Target 1 is out of bounds

I have a problem that I don’t understand. It concerns the CrossEntropyLoss function. I am currently working on segmentation of a certain type of pattern in medical images. For this, I have built an architecture that returns after a softmax an array of output images of the form: [N, C, H, W] where N is the size of my batch, C the number of channels in each image and H, W the height and width of my image respectively. However, when I enter something of the form [10, 1, 240, 240] for my outputs and [10, 240, 240] for my targets, it always returns:

IndexError: Target 1 is out of bounds.

I’ve seen many things on the forums. Each time it mentions “classes” but I don’t understand what that means. It seems to correspond to my number of channels for my output images (in my case 1 because they are 2D binary images) however it doesn’t work.
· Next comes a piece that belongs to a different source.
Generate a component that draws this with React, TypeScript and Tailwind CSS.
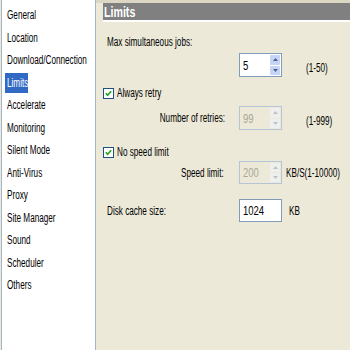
import React from "react";

const font = { fontFamily: '"Liberation Sans", Arial, sans-serif' };

function T({ children, right = false, className = "scale-x-[0.68]" }: { children: React.ReactNode; right?: boolean; className?: string }) {
  return (
    <span className={`inline-block whitespace-nowrap ${right ? "origin-right" : "origin-left"} ${className}`}>
      {children}
    </span>
  );
}

function Spin({ value, disabled = false, arrows = true }: { value: string; disabled?: boolean; arrows?: boolean }) {
  return (
    <div
      className={`relative flex h-full w-[43px] items-center border ${
        disabled ? "border-[#b5c4d6] bg-[#ece9d8] text-[#a8a797]" : "border-[#7f9db9] bg-white text-black"
      }`}
    >
      <span className="pl-[3px] text-[13px] leading-none">
        <T className="scale-x-[0.73]">{value}</T>
      </span>
      {arrows && (
        <div className="absolute right-[1px] top-[1px] bottom-[1px] flex w-[10px] flex-col gap-[1px]">
          {[0, 1].map((i) => (
            <div
              key={i}
              className={`flex flex-1 items-center justify-center rounded-[1px] ${
                disabled ? "bg-[#eef0ef]" : "bg-[#c6d5f7]"
              }`}
            >
              <svg width="5" height="3" viewBox="0 0 5 3">
                <polygon
                  points={i === 0 ? "0,3 5,3 2.5,0" : "0,0 5,0 2.5,3"}
                  fill={disabled ? "#c2c2bc" : "#4d6185"}
                />
              </svg>
            </div>
          ))}
        </div>
      )}
    </div>
  );
}

function Check({ label }: { label: string }) {
  return (
    <div className="flex h-[14px] items-center gap-[3px] pl-[7px]">
      <div className="flex h-[11px] w-[11px] items-center justify-center border border-[#1c5180] bg-white">
        <svg width="7" height="7" viewBox="0 0 7 7">
          <polyline points="0.8,3.2 2.6,5.2 6.2,1.2" fill="none" stroke="#21a121" strokeWidth="1.6" />
        </svg>
      </div>
      <span className="text-[12px] leading-none">
        <T>{label}</T>
      </span>
    </div>
  );
}

export default function App() {
  const items = [
    "General",
    "Location",
    "Download/Connection",
    "Limits",
    "Accelerate",
    "Monitoring",
    "Silent Mode",
    "Anti-Virus",
    "Proxy",
    "Site Manager",
    "Sound",
    "Scheduler",
    "Others",
  ];
  return (
    <div className="flex h-[350px] w-[350px] overflow-hidden bg-[#ece9d8] text-black" style={font}>
      <div className="ml-[1px] h-full w-[95px] shrink-0 border-x border-[#a5b5c9] bg-white pt-[4px]">
        {items.map((it) => (
          <div key={it} className="flex h-[22.5px] items-center pl-[3px]">
            {it === "Limits" ? (
              <span className="flex h-[20px] w-[23px] items-center bg-[#316ac5] pl-[2px] text-[12px] text-white">
                <T>{it}</T>
              </span>
            ) : (
              <span className="pl-[2px] text-[12px] leading-[20px]">
                <T>{it}</T>
              </span>
            )}
          </div>
        ))}
      </div>
      <div className="flex flex-1 flex-col">
        <div className="h-[3px] bg-[#dcd7c2]" />
        <div className="ml-[7px] flex h-[17px] items-center bg-[#808080] pl-[1px]">
          <span className="text-[14px] font-bold leading-none text-white">
            <T className="scale-x-[0.76]">Limits</T>
          </span>
        </div>
        <div className="ml-[7px] h-[2px] bg-white" />
        <div className="mt-[13px] flex h-[14px] items-center pl-[11px] text-[12px] leading-none">
          <T>Max simultaneous jobs:</T>
        </div>
        <div className="mt-[4px] flex h-[24px] items-center pl-[143px]">
          <Spin value="5" />
          <span className="ml-[24px] mt-[6px] text-[12px] leading-none">
            <T>(1-50)</T>
          </span>
        </div>
        <div className="mt-[9px]">
          <Check label="Always retry" />
        </div>
        <div className="mt-[6px] flex h-[24px] items-center">
          <span className="w-[129px] text-right text-[12px] leading-none">
            <T right>Number of retries:</T>
          </span>
          <div className="ml-[14px] h-full">
            <Spin value="99" disabled />
          </div>
          <span className="ml-[24px] mt-[6px] text-[12px] leading-none">
            <T>(1-999)</T>
          </span>
        </div>
        <div className="mt-[15px]">
          <Check label="No speed limit" />
        </div>
        <div className="mt-[2px] flex h-[23px] items-center">
          <span className="w-[128px] text-right text-[12px] leading-none">
            <T right>Speed limit:</T>
          </span>
          <div className="ml-[15px] h-full">
            <Spin value="200" disabled />
          </div>
          <span className="ml-[4px] text-[12px] leading-none">
            <T>KB/S(1-10000)</T>
          </span>
        </div>
        <div className="mt-[15px] flex h-[23px] items-center">
          <span className="w-[143px] pl-[11px] text-[12px] leading-none">
            <T>Disk cache size:</T>
          </span>
          <div className="h-full">
            <Spin value="1024" arrows={false} />
          </div>
          <span className="ml-[7px] text-[12px] leading-none">
            <T>KB</T>
          </span>
        </div>
      </div>
    </div>
  );
}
I think I’m missing something.

Could someone please enlighten me?

I am attaching the few lines in question.

        # inputs => [10, 3, 240, 240]
        outputs = segnetModel(images)

        # outputs => [10, 1, 240, 240]
        # targets => [10, 240, 240]
        loss = cost(outputs, labels)

I also found a question on the forum that is very close to what I wanted but still talks about “classes” : The cost function for semantic segmentation?

Thank you very much for your help in advance.

As you’ve already pointed out the issue is created by the missing “class dimension” in the output.
In a multi-class segmentation use case nn.CrossEntropyLoss expects the model output to have the shape [batch_size, nb_classes, height, width], where each “channel” represents an activation maps, which gives the logits (unnormalized probabilities) for each pixel location.
E.g. if you are working on a binary segmentation you could treat it as a 2-class multi-class segmentation using an output in the shape [batch_size, 2, height, width], where the first channel would correspond to the logits of each pixel for class0 and the second channel for class1, respectively.

In your current code you are using a single output channel, so that your model would only be able to predict class0, which makes it a bit useless.

In any case, since you are working on a binary segmentation, you could also keep the single output channel and use nn.BCEWithLogitsLoss alternatively, which would then map a “low” value to class0 and a “high” one to class1. In that case your target should have the same shape as the model output.

1 Like

Thank you for your answer!
I finally used nn.BCEWithLogitsLoss and I could compile my CNN (it doesn’t learn again but it compiles at least ^^)!